[Begin DATA SECTION]

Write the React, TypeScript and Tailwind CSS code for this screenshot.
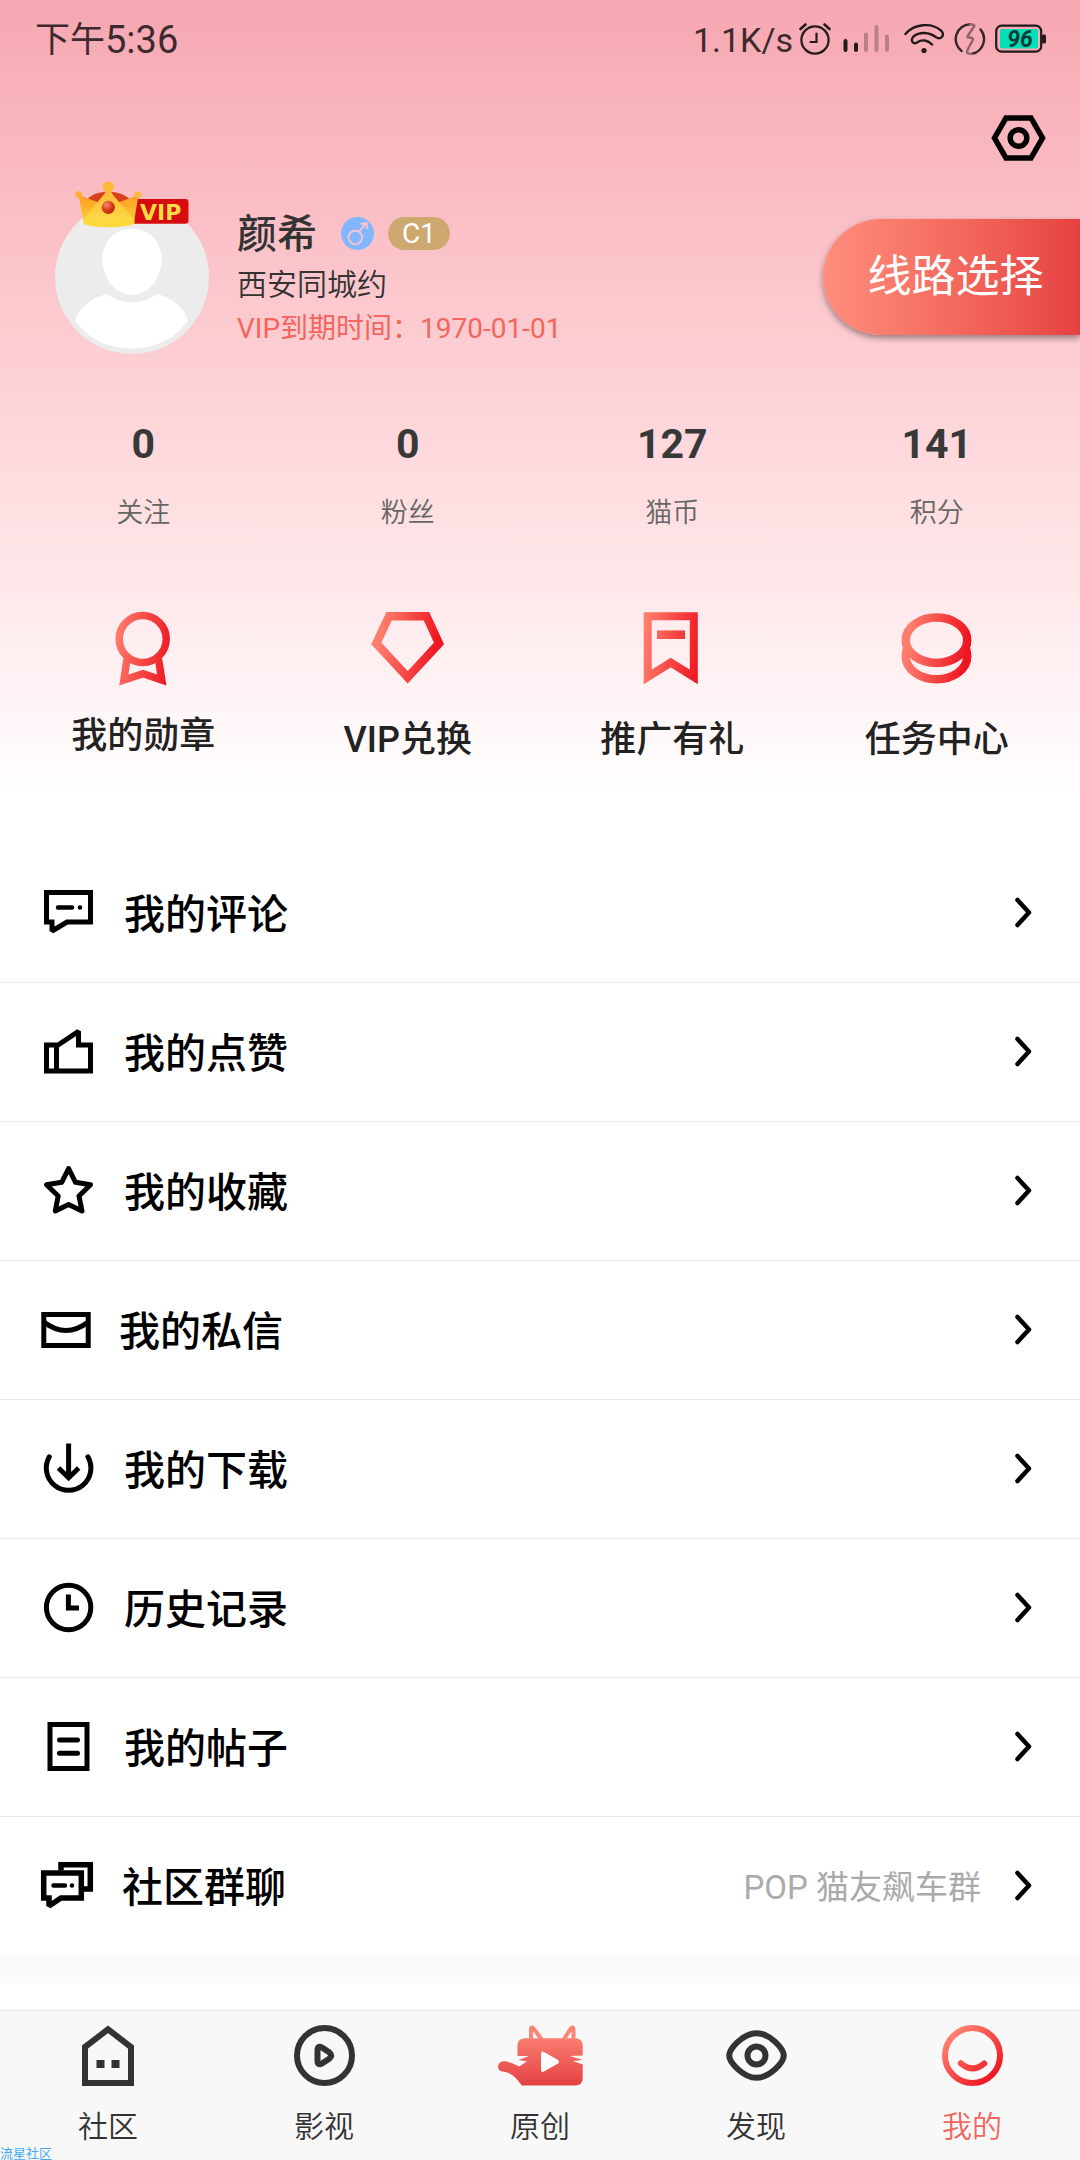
import type { ReactNode } from 'react';

type Row = { label: string; icon: ReactNode; note?: string };

function RedGradient({ id }: { id: string }) {
  return (
    <defs>
      <linearGradient id={id} gradientUnits="userSpaceOnUse" x1="8" y1="30" x2="66" y2="38">
        <stop offset="0" stopColor="#ff7d6d" />
        <stop offset="1" stopColor="#ee1721" />
      </linearGradient>
    </defs>
  );
}

function StatusBar() {
  return (
    <div className="flex h-[77px] items-start justify-between pt-[14px] pr-[33px] pl-[35px] leading-[50px] text-[#3d2a2e]">
      <div className="flex items-center text-[38px] leading-[50px]">
        <span className="pt-[2px] text-[35px]">下午</span>
        <span>5:36</span>
      </div>
      <div className="flex h-[50px] items-center text-[34px]">
        <span className="mr-[6px] pt-[2px] leading-[50px]">1.1K/s</span>
        <svg className="mr-[12px] h-[32px] w-[32px]" viewBox="0 0 32 32" fill="none" stroke="#231a1c" strokeWidth="2.2" strokeLinecap="round">
          <circle cx="16" cy="17" r="13.6" />
          <path d="M17.5 10.500V19H11.500" />
          <path d="M1.500 6L6.500 1.500M25.500 1.500L30.500 6" strokeWidth="2.600" />
        </svg>
        <svg className="mr-[15px] h-[32px] w-[46px]" viewBox="0 0 46 32" fill="none" strokeWidth="4" strokeLinecap="round">
          <path d="M2.500 18V27M13 21.500V27" stroke="#231a1c" />
          <path d="M23 11.500V27M33.500 4V27M44 13.500V27" stroke="#b98086" />
        </svg>
        <svg className="mr-[10px] h-[32px] w-[40px]" viewBox="0 0 40 32" fill="none" stroke="#231a1c" strokeWidth="2.400" strokeLinecap="round">
          <path d="M1.500 11C10 1 27 -1 37 7.500C41 11.500 38 17 32.500 14.500C25 9 16 8.500 9.500 13.500C6 17.500 9 22 13 19.500C18 16 24 17 28 21.500" />
          <circle cx="20" cy="27.500" r="2.600" fill="#231a1c" stroke="none" />
        </svg>
        <svg className="mr-[9px] h-[32px] w-[32px]" viewBox="0 0 32 32" fill="none" strokeWidth="2.400" strokeLinecap="round">
          <path d="M26.500 6.500A15 15 0 0 1 18 30.800M7.500 28A15 15 0 0 1 16 1.200" stroke="#33272a" />
          <path d="M16 1.200C19 1.200 21 2 20 3.500L14 12.500C13 14 13.500 14.500 15 14.500C19 14.500 19.500 15.500 18.500 17.500L14 26C12 30 13 31 18 30.800" stroke="#8f6369" />
        </svg>
        <svg className="h-[32px] w-[52px]" viewBox="0 0 52 32" aria-label="96">
          <rect x="1.200" y="2.700" width="45" height="26" rx="5.500" fill="none" stroke="#231a1c" strokeWidth="2.200" />
          <rect x="5" y="6" width="38" height="19.500" rx="2" fill="#00e0b8" />
          <rect x="47" y="11.500" width="4" height="9" rx="1.500" fill="#231a1c" />
          <text x="25" y="24" textAnchor="middle" fontSize="23" fontWeight="700" fontStyle="italic" fill="#0d3b34">96</text>
        </svg>
      </div>
    </div>
  );
}

function Avatar() {
  return (
    <div className="relative ml-[55px] h-[154px] w-[154px] shrink-0">
      <svg className="h-full w-full" viewBox="0 0 154 154">
        <circle cx="77" cy="77" r="77" fill="#ececec" />
        <path d="M77 29C95 29 106.500 41 106.500 59C106.500 80 93 94.700 77 94.700S47.500 80 47.500 59C47.500 41 59 29 77 29Z" fill="#fff" />
        <path d="M52 94Q77 111 102 94C118 98 131 110 133 121Q112 148.500 76.500 148.500Q41 148.500 20 121C22 110 36 98 52 94Z" fill="#fff" />
      </svg>
      <svg className="absolute -top-[19px] left-[19px] h-[47px] w-[116px]" viewBox="0 0 116 47">
        <defs>
          <linearGradient id="gold" x1="0" y1="0" x2="0" y2="1">
            <stop offset="0" stopColor="#fdb834" />
            <stop offset="1" stopColor="#ffe04a" />
          </linearGradient>
          <linearGradient id="amber" x1="0" y1="0" x2="0" y2="1">
            <stop offset="0" stopColor="#ff9d20" />
            <stop offset="1" stopColor="#ffcb38" />
          </linearGradient>
          <radialGradient id="gem" cx="0.35" cy="0.3" r="0.75">
            <stop offset="0" stopColor="#f58a66" />
            <stop offset="0.6" stopColor="#d93a1c" />
            <stop offset="1" stopColor="#c22610" />
          </radialGradient>
        </defs>
        <rect x="50" y="18" width="64.500" height="24.800" rx="3" fill="#d70c10" />
        <text x="66" y="38.500" fontSize="22" fontWeight="700" fontFamily="DejaVu Sans" fill="#fddb45">VIP</text>
        <path d="M13 19C20 8 48 8 56 19L50 30H18Z" fill="#d9401f" />
        <path d="M4.500 14L26 22L12 41L9 38Z" fill="url(#amber)" />
        <path d="M64.500 14L43 22L57 41L60.500 38Z" fill="url(#amber)" />
        <path d="M34.300 8Q37 10 39 14L58 36L60.500 42C56 47.500 14 47.500 9.500 42L11 36L29.500 14Q32 10 34.300 8Z" fill="url(#gold)" />
        <path d="M9 37C18 42.500 51 42.500 60.500 37L60.500 42C56 47.500 14 47.500 9.500 42Z" fill="#ffd83c" />
        <circle cx="34.300" cy="6" r="5.600" fill="#fdb835" />
        <circle cx="4.700" cy="13.500" r="3.300" fill="#fdb02c" />
        <circle cx="64" cy="13.500" r="3.300" fill="#fdb835" />
        <circle cx="34.300" cy="26.300" r="6.600" fill="url(#gem)" />
      </svg>
    </div>
  );
}

function Profile() {
  return (
    <section className="mt-[39px] flex items-center">
      <Avatar />
      <div className="ml-[28px] flex min-w-0 flex-1 flex-col pt-[2px]">
        <div className="flex h-[50px] items-center">
          <h1 className="pt-[4px] text-[40px] leading-[50px] font-medium text-[#333]">颜希</h1>
          <svg className="ml-[24px] h-[33px] w-[33px]" viewBox="0 0 33 33" fill="none" stroke="#f3c3d2" strokeWidth="2" aria-label="男">
            <circle cx="16.500" cy="16.500" r="16.500" fill="#82b6ff" stroke="none" />
            <circle cx="14.300" cy="20.500" r="6.800" />
            <path d="M18 14.500L25 6.500M19.500 7L25.500 6L26 12" />
          </svg>
          <span className="ml-[14px] rounded-full bg-[#cea96f] px-[14px] text-[28px] leading-[33px] text-white">C1</span>
        </div>
        <p className="mt-[2px] text-[30px] leading-[50px] font-[350] text-[#333]">西安同城约</p>
        <p className="text-[28px] leading-[38px] text-[#f2665c]">VIP到期时间：1970-01-01</p>
      </div>
      <button className="h-[116px] w-[257px] rounded-l-full bg-linear-to-r from-[#ff8e7c] to-[#e64141] pl-[8px] text-[44px] text-white shadow-[0_3px_6px_rgba(0,0,0,0.4)]">
        线路选择
      </button>
    </section>
  );
}

const stats = [
  ['0', '关注'],
  ['0', '粉丝'],
  ['127', '猫币'],
  ['141', '积分'],
];

const shortcuts: { label: string; icon: ReactNode }[] = [
  {
    label: '我的勋章',
    icon: (
      <svg className="h-[70px] w-[74px] overflow-visible" viewBox="0 0 74 70" fill="none" stroke="url(#medal)" strokeWidth="7.500">
        <RedGradient id="medal" />
        <circle cx="36.700" cy="27" r="23.500" />
        <path d="M21 47L17.800 68 37 61.800 55.800 68 52.500 47" />
      </svg>
    ),
  },
  {
    label: 'VIP兑换',
    icon: (
      <svg className="h-[74px] w-[74px]" viewBox="0 0 74 74" fill="none" stroke="url(#diamond)" strokeWidth="8.500">
        <RedGradient id="diamond" />
        <path d="M18 4.300H55.500L68 31.500 36.700 65.300 5.300 31.500Z" />
      </svg>
    ),
  },
  {
    label: '推广有礼',
    icon: (
      <svg className="h-[74px] w-[74px]" viewBox="0 0 74 74" fill="none" stroke="url(#ribbon)" strokeWidth="8">
        <RedGradient id="ribbon" />
        <path d="M12.700 4.300H58.800V65L35.700 50.500 12.700 65Z" />
        <path d="M22 18.400H50V27H22Z" fill="url(#ribbon)" stroke="none" />
      </svg>
    ),
  },
  {
    label: '任务中心',
    icon: (
      <svg className="h-[74px] w-[74px]" viewBox="0 0 74 74" fill="none" stroke="url(#coins)" strokeWidth="8.500">
        <RedGradient id="coins" />
        <ellipse cx="36.500" cy="28.200" rx="30.700" ry="22.700" />
        <path d="M7 37Q5.800 41 5.800 44.600A30.700 22.700 0 0 0 67.200 44.600Q67.200 41 66 37" />
      </svg>
    ),
  },
];

function LineIcon({ wide = 56, children }: { wide?: number; children: ReactNode }) {
  return (
    <svg width={wide} height="56" viewBox={`0 0 ${wide} 56`} fill="none" stroke="#000" strokeWidth="5" className="shrink-0">
      {children}
    </svg>
  );
}

const rows: Row[] = [
  {
    label: '我的评论',
    icon: (
      <LineIcon>
        <path d="M6.500 7.500H50.500V37H27L12 46V37H6.500Z" strokeMiterlimit="1.500" />
        <path d="M18 22.500H32M39.900 22.500H40" strokeLinecap="round" strokeWidth="4.500" />
      </LineIcon>
    ),
  },
  {
    label: '我的点赞',
    icon: (
      <LineIcon>
        <path d="M6.500 21H18L38.500 7.300V21H50.500V47H6.500ZM16.500 21V47" strokeMiterlimit="1.500" />
      </LineIcon>
    ),
  },
  {
    label: '我的收藏',
    icon: (
      <LineIcon>
        <path d="M28.600 5.500L35.500 19.300 50.500 21.700 39 33 42 48 28.600 41.500 15.300 48 18.200 33 6.500 21.700 21.700 19.300Z" strokeLinejoin="round" />
      </LineIcon>
    ),
  },
  {
    label: '我的私信',
    icon: (
      <LineIcon wide={51}>
        <path d="M3.800 12.500H48.200V43.500H3.800Z" />
        <path d="M3.800 20Q26 37 48.200 20" />
      </LineIcon>
    ),
  },
  {
    label: '我的下载',
    icon: (
      <LineIcon>
        <path d="M28.600 2.500V37M18.500 27L28.600 36.800 38.700 27" />
        <path d="M9.300 15.800A22.300 22.300 0 1 0 47.900 15.800" strokeLinecap="round" />
      </LineIcon>
    ),
  },
  {
    label: '历史记录',
    icon: (
      <LineIcon>
        <circle cx="28.600" cy="27.500" r="22.200" />
        <path d="M28.400 14.500V28H39" />
      </LineIcon>
    ),
  },
  {
    label: '我的帖子',
    icon: (
      <LineIcon>
        <path d="M10 5.500H47V49.500H10Z" />
        <path d="M19.500 21H37.500M19.500 34.300H37.500" strokeLinecap="round" />
      </LineIcon>
    ),
  },
  {
    label: '社区群聊',
    note: 'POP 猫友飙车群',
    icon: (
      <LineIcon wide={54}>
        <path d="M3.700 15H41.300V40H21L9 48V40H3.700Z" strokeMiterlimit="1.500" strokeWidth="5.500" />
        <path d="M21 12.500V6.700H50.300V31H43" strokeWidth="5.500" />
        <path d="M13.500 27.500H25M31.900 27.500H32" strokeLinecap="round" strokeWidth="4.500" />
      </LineIcon>
    ),
  },
];

function MenuRow({ label, icon, note }: Row) {
  return (
    <li>
      <a href="#" className="flex h-[138px] items-center pr-[48px] pl-[40px]">
        {icon}
        <span className="ml-[28px] flex-1 pt-[4px] text-[41px] leading-[56px] font-medium text-black">{label}</span>
        {note && <span className="mr-[33px] pt-[4px] text-[33px] leading-[48px] text-[#aaa]">{note}</span>}
        <svg className="h-[32px] w-[18px]" viewBox="0 0 18 32" fill="none" stroke="#000" strokeWidth="4.500" strokeLinecap="round" strokeLinejoin="round">
          <path d="M3.500 3L15 15.500 3.500 28" />
        </svg>
      </a>
    </li>
  );
}

const tabs: { label: string; icon: ReactNode }[] = [
  {
    label: '社区',
    icon: (
      <svg className="h-[61px] w-[52px]" viewBox="0 0 52 61" fill="none" stroke="#333" strokeWidth="6">
        <path d="M3 22L26 4.300 49 22V58H3Z" />
        <path d="M14.500 35H22.500V43H14.500ZM29.500 35H37.500V43H29.500Z" fill="#333" stroke="none" />
      </svg>
    ),
  },
  {
    label: '影视',
    icon: (
      <svg className="h-[61px] w-[61px]" viewBox="0 0 61 61" fill="none" stroke="#333" strokeWidth="6" strokeLinejoin="round">
        <circle cx="30.500" cy="30.500" r="27.500" />
        <path d="M23.500 25.500Q23.500 20 28 22.500L35.500 27.500Q38.500 30.500 35.500 33.500L28 38.500Q23.500 41 23.500 35.500Z" />
      </svg>
    ),
  },
  {
    label: '原创',
    icon: (
      <svg className="h-[61px] w-[85px]" viewBox="0 0 85 61">
        <defs>
          <linearGradient id="cat" gradientUnits="userSpaceOnUse" x1="0" y1="0" x2="0" y2="61">
            <stop offset="0" stopColor="#ff8f7d" />
            <stop offset="1" stopColor="#e43f42" />
          </linearGradient>
        </defs>
        <path d="M27 13.300H77Q84.700 13.300 84.700 21V30.500L72 31 84.700 35 75 36 84.700 39.500V53Q84.700 60.500 77 60.500H24C20 56 15 47 4 46.500C-1.500 45 -1 38 4 36.500C10 35.500 15 39 21 41.500L29 36.500 20.500 35 31 31 19.500 31V21Q19.500 13.300 27 13.300Z" fill="url(#cat)" />
        <path d="M33 15V4Q33.500 1 36 4L44 15M65.500 15L72.500 4Q75 1 75.500 4V15" fill="none" stroke="#fb8474" strokeWidth="4" />
        <path d="M43 29Q43 25.500 46 27L60 35Q62 36.800 60 38.500L46 46.500Q43 48 43 44.500Z" fill="#fff" />
      </svg>
    ),
  },
  {
    label: '发现',
    icon: (
      <svg className="h-[61px] w-[61px]" viewBox="0 0 61 61" fill="none" stroke="#333" strokeWidth="6">
        <path d="M3.200 30.500C3.200 24 17 8.200 30.500 8.200S57.800 24 57.800 30.500 44 52.800 30.500 52.800 3.200 37 3.200 30.500Z" />
        <circle cx="30.500" cy="30.500" r="9" />
      </svg>
    ),
  },
  {
    label: '我的',
    icon: (
      <svg className="h-[61px] w-[61px]" viewBox="0 0 61 61" fill="none" stroke="url(#smile)" strokeWidth="6" strokeLinecap="round">
        <defs>
          <linearGradient id="smile" gradientUnits="userSpaceOnUse" x1="10" y1="8" x2="52" y2="52">
            <stop offset="0" stopColor="#ff8270" />
            <stop offset="1" stopColor="#ee1721" />
          </linearGradient>
        </defs>
        <circle cx="30.500" cy="30.500" r="27.500" />
        <path d="M18.800 38.200Q30.500 48.500 42.200 38.500" />
      </svg>
    ),
  },
];

export default function App() {
  return (
    <div className="relative min-h-screen w-full bg-white [font-family:Roboto,'Noto_Sans_CJK_SC',sans-serif]">
      <header className="bg-linear-to-b from-[#f6a7b1] to-white pb-[38px]">
        <StatusBar />
        <div className="flex justify-end pt-[38px] pr-[33px]">
          <button aria-label="设置">
            <svg className="h-[46px] w-[56px]" viewBox="0 0 56 46" fill="none" stroke="#000" strokeWidth="5.500">
              <path d="M15 3H40L51.500 23 40 43H15L3.500 23Z" />
              <circle cx="27.500" cy="23" r="8.300" />
            </svg>
          </button>
        </div>
        <Profile />
        <dl className="grid grid-cols-4 px-[11px] pt-[66px] text-center">
          {stats.map(([value, label]) => (
            <div key={label} className="flex flex-col-reverse">
              <dt className="mt-[25px] text-[27px] leading-[40px] font-[350] text-[#666]">{label}</dt>
              <dd className="text-[41px] leading-[48px] font-bold text-[#383838]">{value}</dd>
            </div>
          ))}
        </dl>
        <nav className="mt-[79px] grid grid-cols-4 px-[11px]">
          {shortcuts.map((s) => (
            <a key={s.label} href="#" className="flex flex-col items-center">
              {s.icon}
              <span className="mt-[32px] text-[36px] leading-[44px] font-medium text-[#222]">{s.label}</span>
            </a>
          ))}
        </nav>
      </header>
      <main className="pt-[44px]">
        <ul className="divide-y divide-[#ebebeb]">
          {rows.map((r) => (
            <MenuRow key={r.label} {...r} />
          ))}
        </ul>
        <div className="h-[28px] bg-[#fafafa]" />
      </main>
      <nav className="mt-[27px] grid grid-cols-5 border-t border-[#e8e8e8] bg-[#f8f8f8] pt-[14px] pb-[15px]">
        {tabs.map((t) => (
          <a key={t.label} href="#" className="flex flex-col items-center">
            {t.icon}
            <span className={t.label === '我的' ? 'mt-[23px] text-[30px] leading-[36px] font-[350] text-[#f2665c]' : 'mt-[23px] text-[30px] leading-[36px] font-[350] text-[#333]'}>
              {t.label}
            </span>
          </a>
        ))}
      </nav>
      <span className="absolute bottom-0 left-0 text-[13px] leading-[13px] text-[#45a8f5]">流星社区</span>
    </div>
  );
}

[End DATA SECTION]

EXERCISE AIM:
Repeat, with no pictures, each line from the beginning of the data through the line containing "string; icon: ReactNode;", inclusive.

EXERCISE RESPONSE:
Write the React, TypeScript and Tailwind CSS code for this screenshot.
import type { ReactNode } from 'react';

type Row = { label: string; icon: ReactNode; note?: string };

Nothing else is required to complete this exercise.